Yeah, Vonage doesn't seem overpriced to me. It's what, $25 a month for unlimited calls in the whole US of A? With free everything?

You can get cheaper SIP service, but then you have to buy and set up your own ATA or Asterisk machine, right?

Anyway, the above caveats are mostly correct. One thing about the real phone company is that their uptime is phenomenal- I can't ever think of a time when I never got a dialtone or a call was dropped from them. VOIP is not as reliable- more on the order of a very good cellular provider.

I have it, I love it (mostly) and I would recommend it. As long as people know what they are getting into.

The bandwidth issue is mostly cured with QOS. As others have stated, some of the ATA devices get installed inline with your router and does this automatically. (Which is also how "real" Cisco VOIP office systems are installed- the phone plugs into the wall, the computer plugs into the phone.) If your ATA doesn't do that, you have to set up QOS on the router.
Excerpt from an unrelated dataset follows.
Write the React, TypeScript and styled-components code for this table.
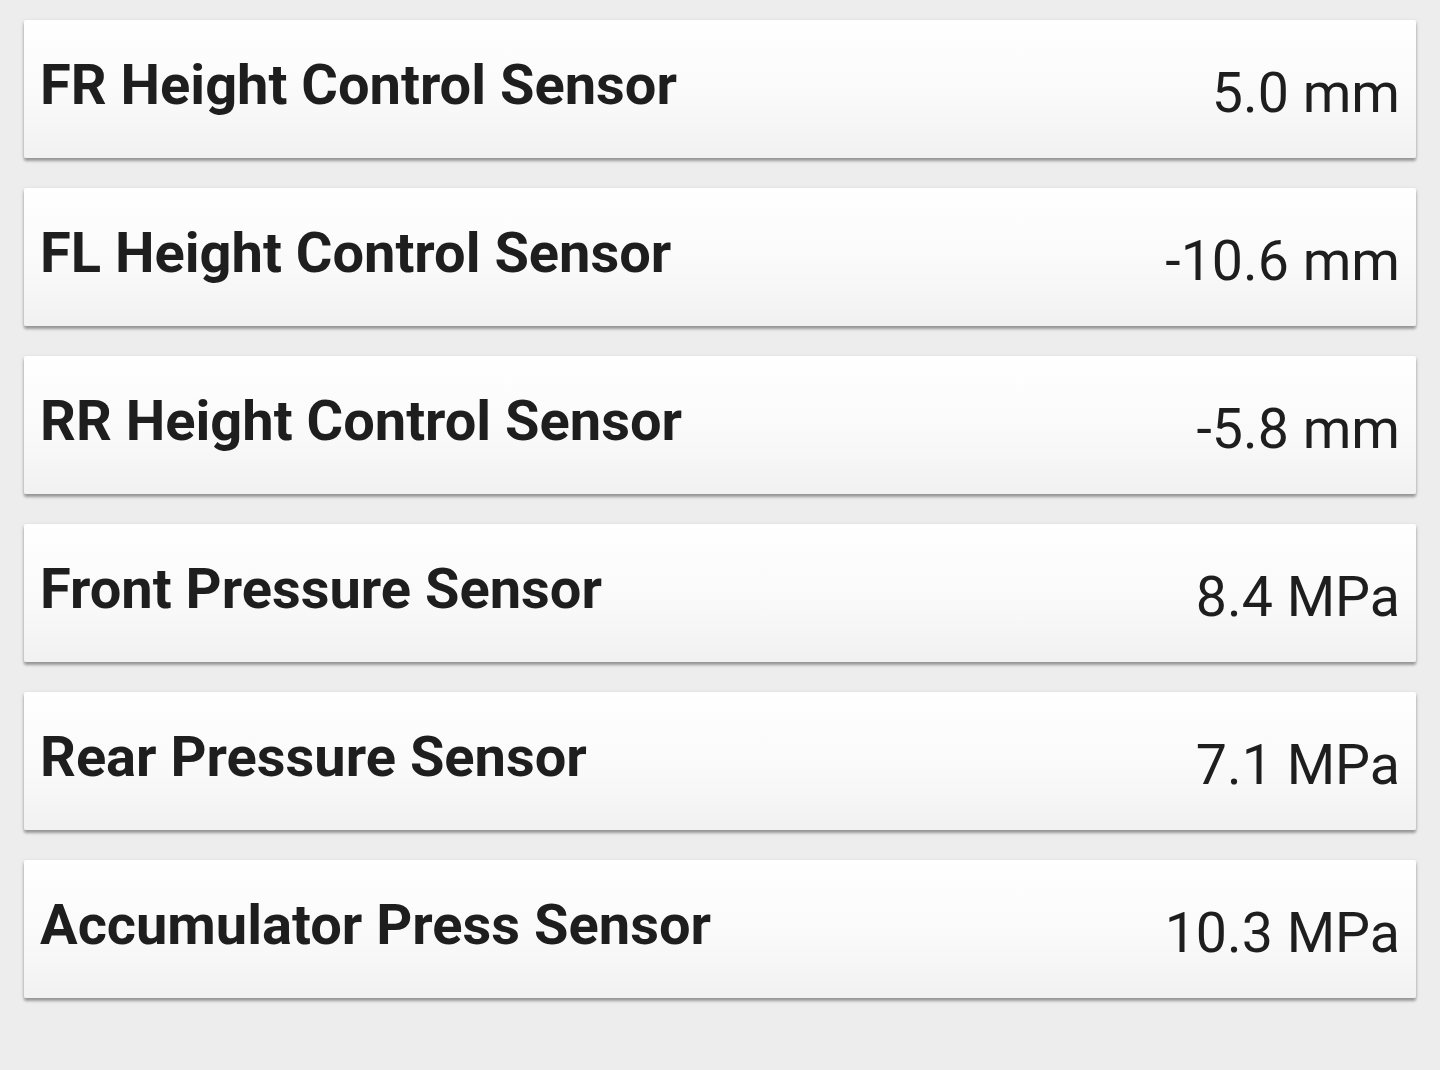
import React from "react";
import styled, { createGlobalStyle } from "styled-components";

const Global = createGlobalStyle`
  html, body { margin: 0; padding: 0; background: #ededed; }
  body { font-family: Roboto, "Noto Sans", sans-serif; }
`;

const Page = styled.div`
  width: 1440px;
  height: 1070px;
  box-sizing: border-box;
  padding: 20px 24px 0 24px;
  background: #ededed;
  display: flex;
  flex-direction: column;
  gap: 30px;
`;

const Card = styled.div`
  height: 138px;
  box-sizing: border-box;
  border-radius: 2px;
  background: linear-gradient(#ffffff 0%, #f9f9f9 60%, #f1f1f1 100%);
  box-shadow: 0 3px 3px rgba(0, 0, 0, 0.32), 0 1px 4px rgba(0, 0, 0, 0.12);
  display: flex;
  justify-content: space-between;
  align-items: center;
  padding: 0 16px 0 16px;
`;

const Label = styled.span`
  font-family: Roboto, sans-serif;
  font-weight: 700;
  font-size: 56px;
  color: #1e1e1e;
  margin-top: -8px;
`;

const Value = styled.span`
  font-family: Roboto, sans-serif;
  font-weight: 400;
  font-size: 55.5px;
  color: #1e1e1e;
  margin-top: 8px;
`;

const rows = [
  ["FR Height Control Sensor", "5.0 mm"],
  ["FL Height Control Sensor", "-10.6 mm"],
  ["RR Height Control Sensor", "-5.8 mm"],
  ["Front Pressure Sensor", "8.4 MPa"],
  ["Rear Pressure Sensor", "7.1 MPa"],
  ["Accumulator Press Sensor", "10.3 MPa"],
];

export default function App() {
  return (
    <>
      <Global />
      <Page>
        {rows.map(([l, v]) => (
          <Card key={l}>
            <Label>{l}</Label>
            <Value>{v}</Value>
          </Card>
        ))}
      </Page>
    </>
  );
}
What worked for me was using both mac address filtering and physical port filtering. One or the other never worked, but both work just fine.

(I believe you can have Vonage set up to route directly to your local 911 center. You just have to find out what the "real" phone number is and have 911 routed to that.)
posted by gjc at 6:49 AM on April 3, 2009


I have ViaTalk and while it used to be a bit flaky and had a few oddities (such as sending you a voice mail notification if someone listened to your outgoing message but didn't actually leave a message) they have fixed all those recently. I stuck with them because the price and features are excellent and they allow you full admin access to your adapter, which few other providers do. I recommend them.
posted by kindall at 8:32 AM on April 3, 2009


Response by poster: We're aware of the power outage issue, yeah. I've got two work cell phones and two personal cell phones here, so I can't imagine a power outage would be that bad of a deal, honestly.

The 911 issue does bug me a bit. Hmm.
posted by middleclasstool at 10:53 AM on April 3, 2009


Response by poster: Awesome. Evidently my router does have QoS.